## Data records
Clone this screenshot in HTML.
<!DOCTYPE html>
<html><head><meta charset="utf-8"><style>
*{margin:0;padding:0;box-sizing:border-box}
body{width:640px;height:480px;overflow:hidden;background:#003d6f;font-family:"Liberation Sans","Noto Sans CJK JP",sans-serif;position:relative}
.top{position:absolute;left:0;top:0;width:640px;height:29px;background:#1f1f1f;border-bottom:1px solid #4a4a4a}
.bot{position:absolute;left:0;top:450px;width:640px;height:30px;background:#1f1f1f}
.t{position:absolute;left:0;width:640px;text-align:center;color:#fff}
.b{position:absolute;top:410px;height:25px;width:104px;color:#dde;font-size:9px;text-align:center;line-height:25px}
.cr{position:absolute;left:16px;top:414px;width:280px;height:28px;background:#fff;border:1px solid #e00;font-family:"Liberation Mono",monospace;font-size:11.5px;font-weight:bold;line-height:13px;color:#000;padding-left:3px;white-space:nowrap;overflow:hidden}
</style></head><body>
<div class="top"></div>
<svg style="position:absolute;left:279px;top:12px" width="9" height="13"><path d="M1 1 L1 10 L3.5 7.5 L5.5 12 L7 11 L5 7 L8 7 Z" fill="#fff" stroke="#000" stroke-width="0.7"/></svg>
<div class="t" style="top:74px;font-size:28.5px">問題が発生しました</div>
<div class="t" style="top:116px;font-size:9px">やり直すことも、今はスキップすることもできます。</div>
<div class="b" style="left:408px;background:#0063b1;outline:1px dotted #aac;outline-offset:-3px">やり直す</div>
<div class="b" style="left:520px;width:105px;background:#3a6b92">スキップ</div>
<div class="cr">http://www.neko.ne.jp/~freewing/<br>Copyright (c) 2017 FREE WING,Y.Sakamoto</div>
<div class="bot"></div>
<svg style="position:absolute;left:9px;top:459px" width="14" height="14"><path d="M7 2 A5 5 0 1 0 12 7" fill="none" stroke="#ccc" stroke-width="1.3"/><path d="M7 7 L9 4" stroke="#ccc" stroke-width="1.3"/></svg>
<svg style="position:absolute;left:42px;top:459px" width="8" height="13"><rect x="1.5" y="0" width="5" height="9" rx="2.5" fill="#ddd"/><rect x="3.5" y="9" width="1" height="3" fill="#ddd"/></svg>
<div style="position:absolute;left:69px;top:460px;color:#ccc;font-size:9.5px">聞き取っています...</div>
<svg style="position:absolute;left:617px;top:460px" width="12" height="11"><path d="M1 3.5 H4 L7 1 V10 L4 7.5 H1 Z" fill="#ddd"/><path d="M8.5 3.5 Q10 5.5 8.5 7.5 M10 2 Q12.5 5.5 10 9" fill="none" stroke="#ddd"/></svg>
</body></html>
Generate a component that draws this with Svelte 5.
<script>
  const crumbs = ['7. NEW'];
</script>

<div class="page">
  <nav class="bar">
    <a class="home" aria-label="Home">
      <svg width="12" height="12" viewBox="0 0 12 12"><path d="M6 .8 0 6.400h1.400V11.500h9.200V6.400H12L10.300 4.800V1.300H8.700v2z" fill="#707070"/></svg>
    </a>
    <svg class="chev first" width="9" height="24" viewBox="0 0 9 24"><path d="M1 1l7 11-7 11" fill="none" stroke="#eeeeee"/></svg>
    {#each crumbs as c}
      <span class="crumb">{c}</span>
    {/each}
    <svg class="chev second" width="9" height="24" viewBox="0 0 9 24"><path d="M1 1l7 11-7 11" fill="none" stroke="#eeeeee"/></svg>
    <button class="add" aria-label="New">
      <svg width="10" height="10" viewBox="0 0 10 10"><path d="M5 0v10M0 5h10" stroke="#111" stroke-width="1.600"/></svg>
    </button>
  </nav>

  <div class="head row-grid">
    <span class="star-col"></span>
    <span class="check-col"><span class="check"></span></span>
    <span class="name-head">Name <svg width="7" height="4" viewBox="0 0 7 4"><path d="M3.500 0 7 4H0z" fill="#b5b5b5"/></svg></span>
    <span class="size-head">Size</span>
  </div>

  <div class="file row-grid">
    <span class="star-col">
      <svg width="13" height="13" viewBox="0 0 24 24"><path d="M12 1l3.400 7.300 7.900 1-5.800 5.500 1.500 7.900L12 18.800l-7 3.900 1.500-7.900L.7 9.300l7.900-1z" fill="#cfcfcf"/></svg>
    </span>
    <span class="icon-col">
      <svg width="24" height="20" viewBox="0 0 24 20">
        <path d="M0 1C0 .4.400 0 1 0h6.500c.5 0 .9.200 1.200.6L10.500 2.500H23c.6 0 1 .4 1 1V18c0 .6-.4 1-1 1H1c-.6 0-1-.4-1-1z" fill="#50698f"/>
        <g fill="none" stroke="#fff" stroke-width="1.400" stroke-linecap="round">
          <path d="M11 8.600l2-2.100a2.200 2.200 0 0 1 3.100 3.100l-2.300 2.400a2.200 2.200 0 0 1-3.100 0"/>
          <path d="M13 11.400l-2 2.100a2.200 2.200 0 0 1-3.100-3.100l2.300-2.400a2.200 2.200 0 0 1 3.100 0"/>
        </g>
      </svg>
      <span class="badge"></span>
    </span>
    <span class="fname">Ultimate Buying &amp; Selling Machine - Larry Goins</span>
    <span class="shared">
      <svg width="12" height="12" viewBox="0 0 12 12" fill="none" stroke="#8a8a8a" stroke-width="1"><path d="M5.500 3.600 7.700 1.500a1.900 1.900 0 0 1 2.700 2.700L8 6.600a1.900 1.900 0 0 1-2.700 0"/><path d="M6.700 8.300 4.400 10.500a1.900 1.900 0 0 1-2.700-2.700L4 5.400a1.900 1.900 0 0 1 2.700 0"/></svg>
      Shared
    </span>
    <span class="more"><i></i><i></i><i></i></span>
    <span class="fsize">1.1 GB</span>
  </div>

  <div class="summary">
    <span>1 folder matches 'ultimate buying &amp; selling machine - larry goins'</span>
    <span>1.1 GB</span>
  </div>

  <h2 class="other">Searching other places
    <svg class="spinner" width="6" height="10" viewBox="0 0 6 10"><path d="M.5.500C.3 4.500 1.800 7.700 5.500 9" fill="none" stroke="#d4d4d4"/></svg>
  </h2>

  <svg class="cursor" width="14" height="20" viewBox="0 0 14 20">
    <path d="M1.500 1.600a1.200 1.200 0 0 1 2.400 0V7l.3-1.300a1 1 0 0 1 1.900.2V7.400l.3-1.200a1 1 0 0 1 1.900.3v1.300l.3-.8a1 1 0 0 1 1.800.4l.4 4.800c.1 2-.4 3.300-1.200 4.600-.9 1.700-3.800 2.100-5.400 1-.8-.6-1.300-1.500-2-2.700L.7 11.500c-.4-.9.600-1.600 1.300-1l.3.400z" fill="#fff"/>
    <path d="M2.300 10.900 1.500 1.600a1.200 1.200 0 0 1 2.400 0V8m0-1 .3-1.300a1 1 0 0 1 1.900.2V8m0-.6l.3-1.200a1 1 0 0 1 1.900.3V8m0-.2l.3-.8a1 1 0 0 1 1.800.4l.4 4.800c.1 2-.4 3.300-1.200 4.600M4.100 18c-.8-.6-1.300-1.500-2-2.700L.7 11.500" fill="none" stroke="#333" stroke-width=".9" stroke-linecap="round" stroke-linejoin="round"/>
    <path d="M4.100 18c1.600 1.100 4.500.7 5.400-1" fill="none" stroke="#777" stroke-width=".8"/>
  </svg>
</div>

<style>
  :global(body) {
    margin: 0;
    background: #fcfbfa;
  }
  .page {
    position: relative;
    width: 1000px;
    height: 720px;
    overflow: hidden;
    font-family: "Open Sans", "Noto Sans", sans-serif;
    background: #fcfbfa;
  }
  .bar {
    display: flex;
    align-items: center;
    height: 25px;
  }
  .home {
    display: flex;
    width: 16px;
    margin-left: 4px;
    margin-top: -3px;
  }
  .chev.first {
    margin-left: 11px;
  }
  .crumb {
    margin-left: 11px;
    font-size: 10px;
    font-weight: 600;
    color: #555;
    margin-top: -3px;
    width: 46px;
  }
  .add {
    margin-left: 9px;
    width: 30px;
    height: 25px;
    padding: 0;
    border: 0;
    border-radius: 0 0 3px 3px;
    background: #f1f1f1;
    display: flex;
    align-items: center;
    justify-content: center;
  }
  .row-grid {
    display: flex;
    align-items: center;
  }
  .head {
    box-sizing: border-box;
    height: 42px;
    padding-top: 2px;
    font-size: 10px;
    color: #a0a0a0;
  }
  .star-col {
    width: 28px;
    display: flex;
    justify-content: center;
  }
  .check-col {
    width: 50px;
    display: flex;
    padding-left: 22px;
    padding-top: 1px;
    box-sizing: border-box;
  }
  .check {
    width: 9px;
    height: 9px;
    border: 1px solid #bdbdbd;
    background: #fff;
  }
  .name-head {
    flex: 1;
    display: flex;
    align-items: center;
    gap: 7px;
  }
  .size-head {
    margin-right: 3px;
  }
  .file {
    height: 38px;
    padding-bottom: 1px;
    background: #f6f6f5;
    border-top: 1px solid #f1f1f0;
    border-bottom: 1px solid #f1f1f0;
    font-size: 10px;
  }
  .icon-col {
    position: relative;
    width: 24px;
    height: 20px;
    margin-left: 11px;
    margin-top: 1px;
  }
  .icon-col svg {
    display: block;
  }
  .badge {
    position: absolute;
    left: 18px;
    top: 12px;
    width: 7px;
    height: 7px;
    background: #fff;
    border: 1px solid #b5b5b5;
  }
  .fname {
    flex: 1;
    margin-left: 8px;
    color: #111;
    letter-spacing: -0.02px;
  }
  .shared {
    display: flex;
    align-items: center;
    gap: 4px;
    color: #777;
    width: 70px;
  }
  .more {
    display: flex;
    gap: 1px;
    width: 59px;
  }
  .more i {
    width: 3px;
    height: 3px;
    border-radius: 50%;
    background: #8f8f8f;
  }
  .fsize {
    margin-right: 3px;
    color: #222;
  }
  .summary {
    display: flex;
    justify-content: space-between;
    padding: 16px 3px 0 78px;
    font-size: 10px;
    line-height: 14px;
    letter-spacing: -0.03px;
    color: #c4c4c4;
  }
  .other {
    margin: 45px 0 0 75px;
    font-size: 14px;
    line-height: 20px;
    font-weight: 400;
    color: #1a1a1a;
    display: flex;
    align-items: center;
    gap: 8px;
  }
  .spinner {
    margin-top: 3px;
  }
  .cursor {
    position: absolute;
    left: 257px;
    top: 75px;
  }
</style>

## What is expected
Select and copy each line from the data that includes the word "this".

## Finished exercise
Clone this screenshot in HTML.
Generate a component that draws this with Svelte 5.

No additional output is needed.